— start of RECORDED DATA —
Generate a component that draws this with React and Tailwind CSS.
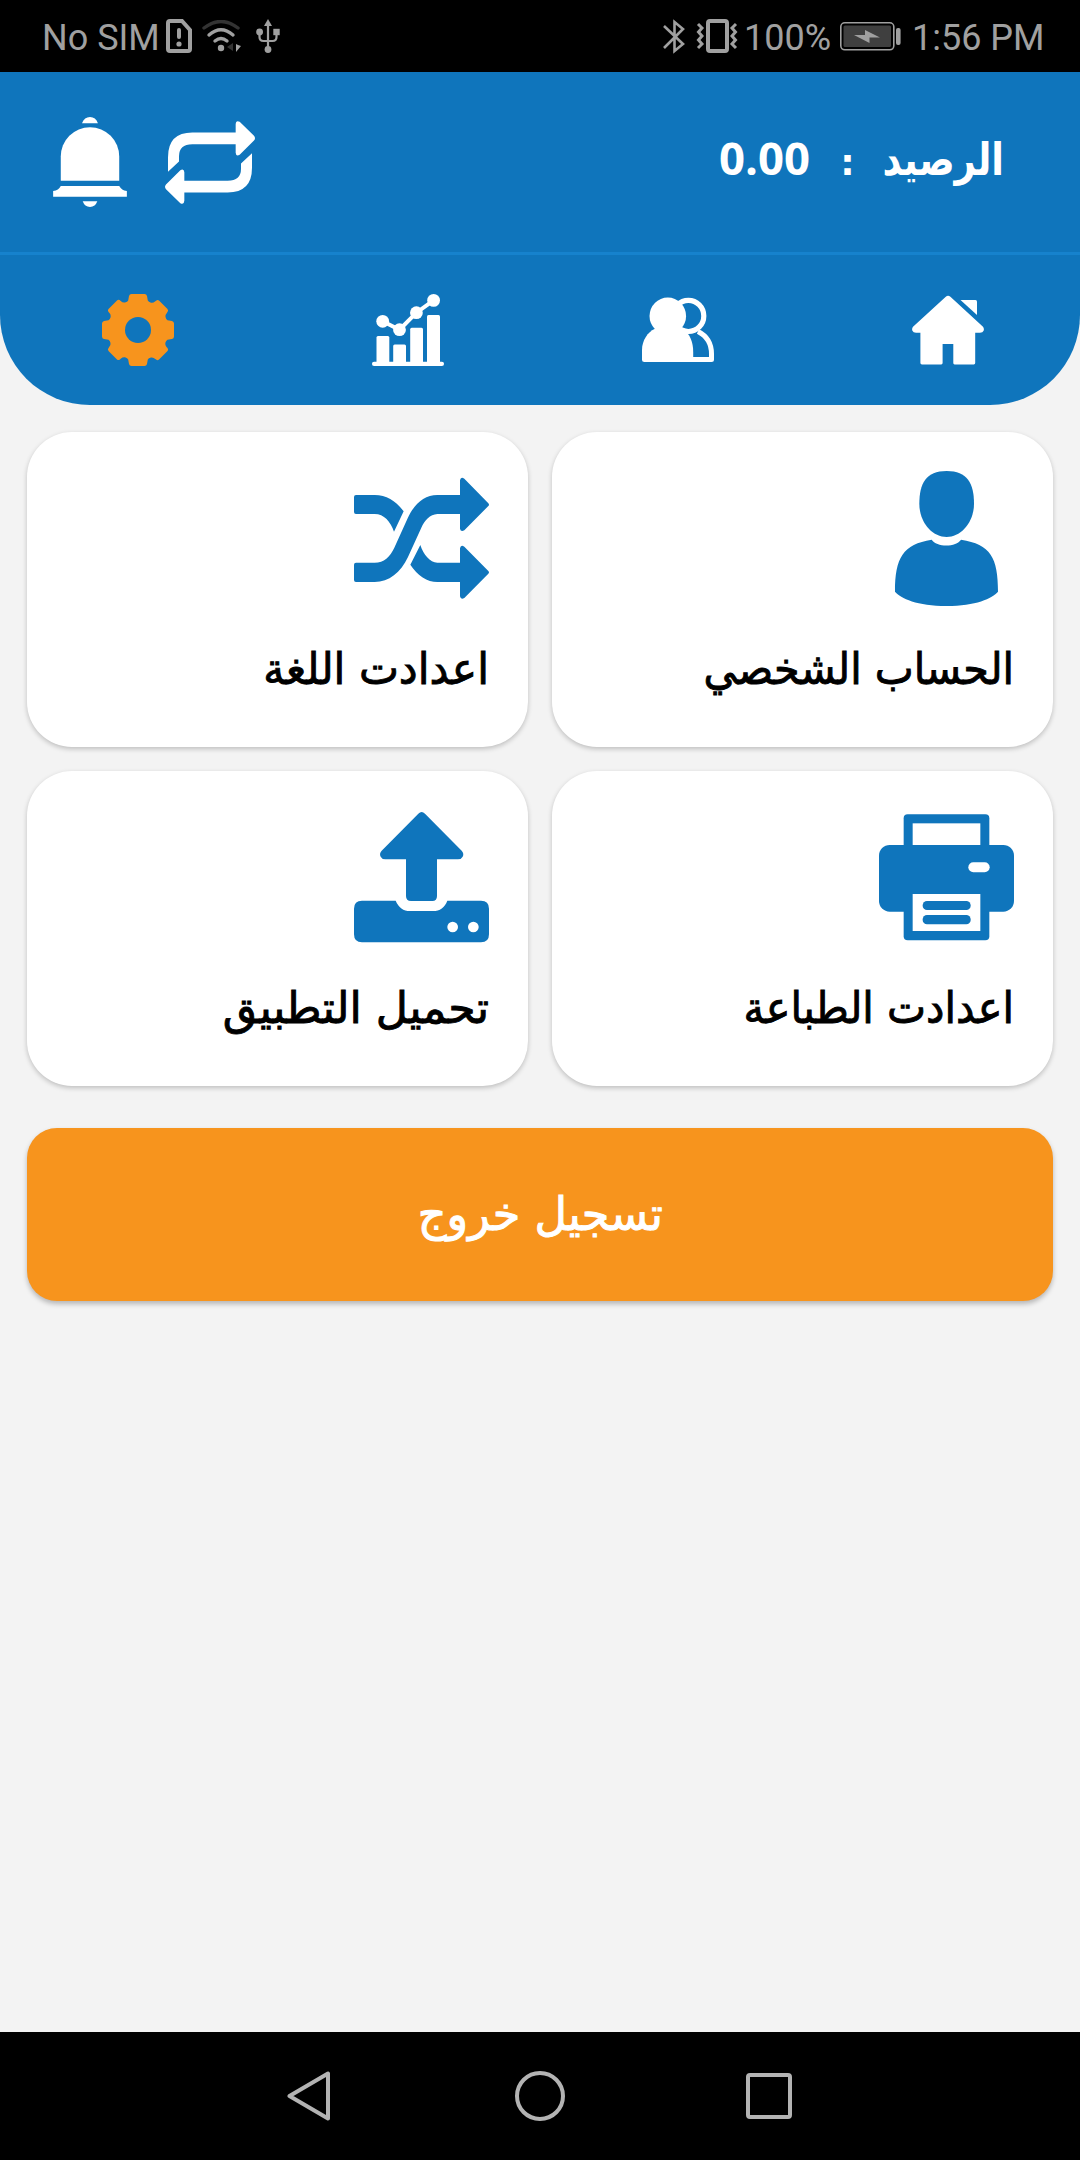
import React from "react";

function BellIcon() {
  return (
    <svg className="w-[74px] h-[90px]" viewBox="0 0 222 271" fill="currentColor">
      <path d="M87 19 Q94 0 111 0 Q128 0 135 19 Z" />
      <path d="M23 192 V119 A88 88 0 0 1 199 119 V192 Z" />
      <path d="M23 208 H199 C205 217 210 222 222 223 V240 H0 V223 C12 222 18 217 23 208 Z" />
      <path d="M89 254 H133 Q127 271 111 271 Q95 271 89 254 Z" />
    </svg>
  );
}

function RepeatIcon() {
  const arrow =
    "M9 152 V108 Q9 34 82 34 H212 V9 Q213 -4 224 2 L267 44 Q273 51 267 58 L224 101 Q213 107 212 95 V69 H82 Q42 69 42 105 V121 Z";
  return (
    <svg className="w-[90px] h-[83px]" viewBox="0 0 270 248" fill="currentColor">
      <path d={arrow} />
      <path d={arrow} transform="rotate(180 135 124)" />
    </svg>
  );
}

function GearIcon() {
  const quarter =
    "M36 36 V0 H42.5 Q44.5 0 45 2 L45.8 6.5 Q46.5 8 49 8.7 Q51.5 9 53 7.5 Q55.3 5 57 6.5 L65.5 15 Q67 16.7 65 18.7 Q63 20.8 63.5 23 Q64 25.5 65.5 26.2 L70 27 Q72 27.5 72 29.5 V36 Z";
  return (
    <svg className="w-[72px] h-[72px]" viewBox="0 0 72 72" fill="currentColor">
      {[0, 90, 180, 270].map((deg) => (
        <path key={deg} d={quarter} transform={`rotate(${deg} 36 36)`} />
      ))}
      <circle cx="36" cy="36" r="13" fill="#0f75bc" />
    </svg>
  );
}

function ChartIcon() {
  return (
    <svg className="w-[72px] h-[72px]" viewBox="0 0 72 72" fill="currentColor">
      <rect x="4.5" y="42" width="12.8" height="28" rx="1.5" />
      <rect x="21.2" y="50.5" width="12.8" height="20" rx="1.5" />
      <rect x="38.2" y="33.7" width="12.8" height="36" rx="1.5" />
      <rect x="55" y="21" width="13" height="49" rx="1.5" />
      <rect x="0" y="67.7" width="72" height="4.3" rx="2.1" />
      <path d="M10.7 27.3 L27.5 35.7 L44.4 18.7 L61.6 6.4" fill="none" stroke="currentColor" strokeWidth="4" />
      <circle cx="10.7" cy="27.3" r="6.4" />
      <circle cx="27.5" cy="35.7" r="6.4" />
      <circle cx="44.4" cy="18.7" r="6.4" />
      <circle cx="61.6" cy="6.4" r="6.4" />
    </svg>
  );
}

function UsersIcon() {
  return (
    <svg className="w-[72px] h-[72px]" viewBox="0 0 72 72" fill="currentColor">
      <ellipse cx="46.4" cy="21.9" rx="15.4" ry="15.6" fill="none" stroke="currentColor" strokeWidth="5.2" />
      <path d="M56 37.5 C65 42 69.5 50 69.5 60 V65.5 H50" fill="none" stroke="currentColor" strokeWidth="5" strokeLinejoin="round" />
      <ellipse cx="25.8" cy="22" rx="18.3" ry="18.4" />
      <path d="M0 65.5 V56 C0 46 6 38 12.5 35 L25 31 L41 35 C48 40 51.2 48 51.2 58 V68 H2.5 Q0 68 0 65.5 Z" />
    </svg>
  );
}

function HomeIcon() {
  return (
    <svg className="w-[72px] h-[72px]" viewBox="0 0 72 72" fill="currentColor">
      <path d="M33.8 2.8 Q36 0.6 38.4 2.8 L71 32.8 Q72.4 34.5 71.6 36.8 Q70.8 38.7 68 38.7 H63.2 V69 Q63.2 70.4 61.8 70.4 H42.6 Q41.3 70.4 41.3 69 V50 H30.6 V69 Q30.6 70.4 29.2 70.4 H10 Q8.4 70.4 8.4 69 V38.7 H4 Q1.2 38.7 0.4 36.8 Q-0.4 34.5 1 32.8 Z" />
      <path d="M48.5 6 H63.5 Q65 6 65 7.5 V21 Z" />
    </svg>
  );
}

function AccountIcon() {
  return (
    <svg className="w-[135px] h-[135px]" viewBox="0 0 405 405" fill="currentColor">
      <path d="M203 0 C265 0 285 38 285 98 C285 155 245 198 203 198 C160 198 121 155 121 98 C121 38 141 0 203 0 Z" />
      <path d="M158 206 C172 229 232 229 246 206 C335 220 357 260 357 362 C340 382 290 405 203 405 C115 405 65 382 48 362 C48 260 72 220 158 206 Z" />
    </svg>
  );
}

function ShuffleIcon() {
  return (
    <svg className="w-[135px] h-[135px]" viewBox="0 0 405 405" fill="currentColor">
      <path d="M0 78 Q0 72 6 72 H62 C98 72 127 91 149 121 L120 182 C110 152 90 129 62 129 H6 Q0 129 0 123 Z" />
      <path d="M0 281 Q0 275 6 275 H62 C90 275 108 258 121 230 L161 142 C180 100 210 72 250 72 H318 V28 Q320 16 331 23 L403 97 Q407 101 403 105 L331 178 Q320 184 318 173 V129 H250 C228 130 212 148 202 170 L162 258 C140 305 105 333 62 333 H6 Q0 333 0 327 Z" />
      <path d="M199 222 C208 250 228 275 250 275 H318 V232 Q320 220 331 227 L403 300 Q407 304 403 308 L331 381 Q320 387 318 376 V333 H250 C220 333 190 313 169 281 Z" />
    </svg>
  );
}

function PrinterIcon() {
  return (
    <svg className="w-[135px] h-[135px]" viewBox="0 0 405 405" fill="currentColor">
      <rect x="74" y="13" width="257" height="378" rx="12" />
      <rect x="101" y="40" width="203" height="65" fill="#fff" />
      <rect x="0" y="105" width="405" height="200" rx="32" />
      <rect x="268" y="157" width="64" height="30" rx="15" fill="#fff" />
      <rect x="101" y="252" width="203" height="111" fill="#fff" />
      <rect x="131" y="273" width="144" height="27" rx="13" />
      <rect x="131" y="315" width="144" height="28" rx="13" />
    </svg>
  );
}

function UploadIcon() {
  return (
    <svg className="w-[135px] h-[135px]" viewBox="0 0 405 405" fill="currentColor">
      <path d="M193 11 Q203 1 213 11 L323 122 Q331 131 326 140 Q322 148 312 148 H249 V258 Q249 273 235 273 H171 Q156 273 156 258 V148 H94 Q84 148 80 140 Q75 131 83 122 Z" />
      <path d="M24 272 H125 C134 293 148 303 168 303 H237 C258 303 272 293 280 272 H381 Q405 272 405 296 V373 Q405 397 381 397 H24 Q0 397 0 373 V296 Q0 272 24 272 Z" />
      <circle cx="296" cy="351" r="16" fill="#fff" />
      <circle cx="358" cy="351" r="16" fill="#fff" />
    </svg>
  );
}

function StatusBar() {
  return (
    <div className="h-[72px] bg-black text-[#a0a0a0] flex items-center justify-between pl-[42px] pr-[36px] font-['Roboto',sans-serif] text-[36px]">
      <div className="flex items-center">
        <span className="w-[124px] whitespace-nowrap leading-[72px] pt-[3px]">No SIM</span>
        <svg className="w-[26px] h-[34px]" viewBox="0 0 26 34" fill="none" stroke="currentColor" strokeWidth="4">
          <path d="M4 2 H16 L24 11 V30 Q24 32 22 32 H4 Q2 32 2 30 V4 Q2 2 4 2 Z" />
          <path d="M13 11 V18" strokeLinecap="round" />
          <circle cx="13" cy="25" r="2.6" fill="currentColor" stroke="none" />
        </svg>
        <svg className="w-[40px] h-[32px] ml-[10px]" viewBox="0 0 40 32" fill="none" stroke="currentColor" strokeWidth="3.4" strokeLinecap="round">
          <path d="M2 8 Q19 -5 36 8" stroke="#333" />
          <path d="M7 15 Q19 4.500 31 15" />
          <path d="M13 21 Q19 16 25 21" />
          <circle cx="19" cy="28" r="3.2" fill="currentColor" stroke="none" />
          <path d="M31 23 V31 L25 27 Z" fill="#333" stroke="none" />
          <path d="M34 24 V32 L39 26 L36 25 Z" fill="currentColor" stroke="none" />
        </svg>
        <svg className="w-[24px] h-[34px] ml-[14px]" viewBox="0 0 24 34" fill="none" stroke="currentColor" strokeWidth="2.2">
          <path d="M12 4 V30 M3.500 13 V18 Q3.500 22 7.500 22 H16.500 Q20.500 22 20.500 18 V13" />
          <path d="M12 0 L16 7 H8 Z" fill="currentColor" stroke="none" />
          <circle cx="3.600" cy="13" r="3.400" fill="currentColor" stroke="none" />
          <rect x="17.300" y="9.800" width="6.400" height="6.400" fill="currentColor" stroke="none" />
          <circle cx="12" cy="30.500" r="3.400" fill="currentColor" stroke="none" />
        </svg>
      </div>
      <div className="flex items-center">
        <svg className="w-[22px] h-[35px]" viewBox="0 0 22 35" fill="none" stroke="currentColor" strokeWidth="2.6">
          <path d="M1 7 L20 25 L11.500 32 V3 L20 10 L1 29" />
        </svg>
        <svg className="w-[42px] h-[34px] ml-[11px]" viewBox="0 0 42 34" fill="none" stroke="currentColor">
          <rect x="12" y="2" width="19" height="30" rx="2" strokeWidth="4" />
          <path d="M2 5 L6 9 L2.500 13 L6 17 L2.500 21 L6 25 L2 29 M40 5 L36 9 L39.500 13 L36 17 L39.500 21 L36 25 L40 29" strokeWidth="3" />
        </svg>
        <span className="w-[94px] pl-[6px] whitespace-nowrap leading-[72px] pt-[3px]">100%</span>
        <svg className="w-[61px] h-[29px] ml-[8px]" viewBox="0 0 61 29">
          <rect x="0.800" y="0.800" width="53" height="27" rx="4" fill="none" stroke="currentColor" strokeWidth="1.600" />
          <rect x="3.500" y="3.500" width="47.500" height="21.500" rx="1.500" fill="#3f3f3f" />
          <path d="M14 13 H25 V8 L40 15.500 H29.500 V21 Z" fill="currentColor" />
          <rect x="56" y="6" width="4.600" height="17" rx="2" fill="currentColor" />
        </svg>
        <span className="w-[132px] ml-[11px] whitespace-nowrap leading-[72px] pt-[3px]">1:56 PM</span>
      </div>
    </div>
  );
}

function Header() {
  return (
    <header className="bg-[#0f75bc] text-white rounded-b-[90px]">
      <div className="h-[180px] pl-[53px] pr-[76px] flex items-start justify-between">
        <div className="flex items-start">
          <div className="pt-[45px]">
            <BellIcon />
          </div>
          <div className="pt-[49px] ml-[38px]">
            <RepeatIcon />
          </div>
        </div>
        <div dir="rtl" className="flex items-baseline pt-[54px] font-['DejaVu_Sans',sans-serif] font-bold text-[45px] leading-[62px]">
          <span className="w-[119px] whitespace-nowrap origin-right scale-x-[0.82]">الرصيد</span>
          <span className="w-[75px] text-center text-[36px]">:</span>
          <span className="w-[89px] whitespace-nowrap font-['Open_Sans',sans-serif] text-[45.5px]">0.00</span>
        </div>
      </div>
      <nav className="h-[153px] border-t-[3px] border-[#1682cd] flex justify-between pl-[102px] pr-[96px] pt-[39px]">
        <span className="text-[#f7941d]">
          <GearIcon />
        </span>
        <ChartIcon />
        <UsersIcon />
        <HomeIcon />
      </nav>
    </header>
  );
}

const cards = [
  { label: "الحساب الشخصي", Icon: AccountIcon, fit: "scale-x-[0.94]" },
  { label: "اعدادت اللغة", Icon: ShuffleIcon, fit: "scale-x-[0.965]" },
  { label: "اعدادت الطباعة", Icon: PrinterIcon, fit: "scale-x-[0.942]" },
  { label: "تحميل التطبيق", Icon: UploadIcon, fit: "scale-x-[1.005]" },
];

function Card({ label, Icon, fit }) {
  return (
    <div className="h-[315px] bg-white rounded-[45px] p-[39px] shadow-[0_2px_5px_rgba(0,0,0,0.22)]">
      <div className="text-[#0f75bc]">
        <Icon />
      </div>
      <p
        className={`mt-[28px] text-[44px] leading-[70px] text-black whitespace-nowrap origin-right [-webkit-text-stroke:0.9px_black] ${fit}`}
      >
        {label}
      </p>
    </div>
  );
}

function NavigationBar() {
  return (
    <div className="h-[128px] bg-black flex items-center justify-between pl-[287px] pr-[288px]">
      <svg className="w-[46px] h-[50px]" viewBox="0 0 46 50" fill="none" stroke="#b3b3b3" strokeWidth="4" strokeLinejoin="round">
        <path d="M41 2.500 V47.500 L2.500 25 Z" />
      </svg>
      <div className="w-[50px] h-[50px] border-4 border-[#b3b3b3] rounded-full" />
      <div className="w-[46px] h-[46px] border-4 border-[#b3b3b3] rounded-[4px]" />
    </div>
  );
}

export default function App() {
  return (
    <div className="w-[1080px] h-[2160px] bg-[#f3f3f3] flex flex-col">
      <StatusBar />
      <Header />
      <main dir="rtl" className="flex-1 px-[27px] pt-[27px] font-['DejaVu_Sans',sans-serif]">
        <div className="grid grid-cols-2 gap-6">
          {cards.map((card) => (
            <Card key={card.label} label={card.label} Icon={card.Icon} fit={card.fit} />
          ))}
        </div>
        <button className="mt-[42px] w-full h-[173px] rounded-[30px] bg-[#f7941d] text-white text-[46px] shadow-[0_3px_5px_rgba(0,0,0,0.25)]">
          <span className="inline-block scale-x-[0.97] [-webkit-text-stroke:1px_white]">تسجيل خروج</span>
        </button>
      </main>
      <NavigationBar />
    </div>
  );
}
— end of RECORDED DATA —
*PROBLEM:* Without the pictures, return the listing above from its first line through the line that has "import React from".

*THE RESPONSE:*
Generate a component that draws this with React and Tailwind CSS.
import React from "react";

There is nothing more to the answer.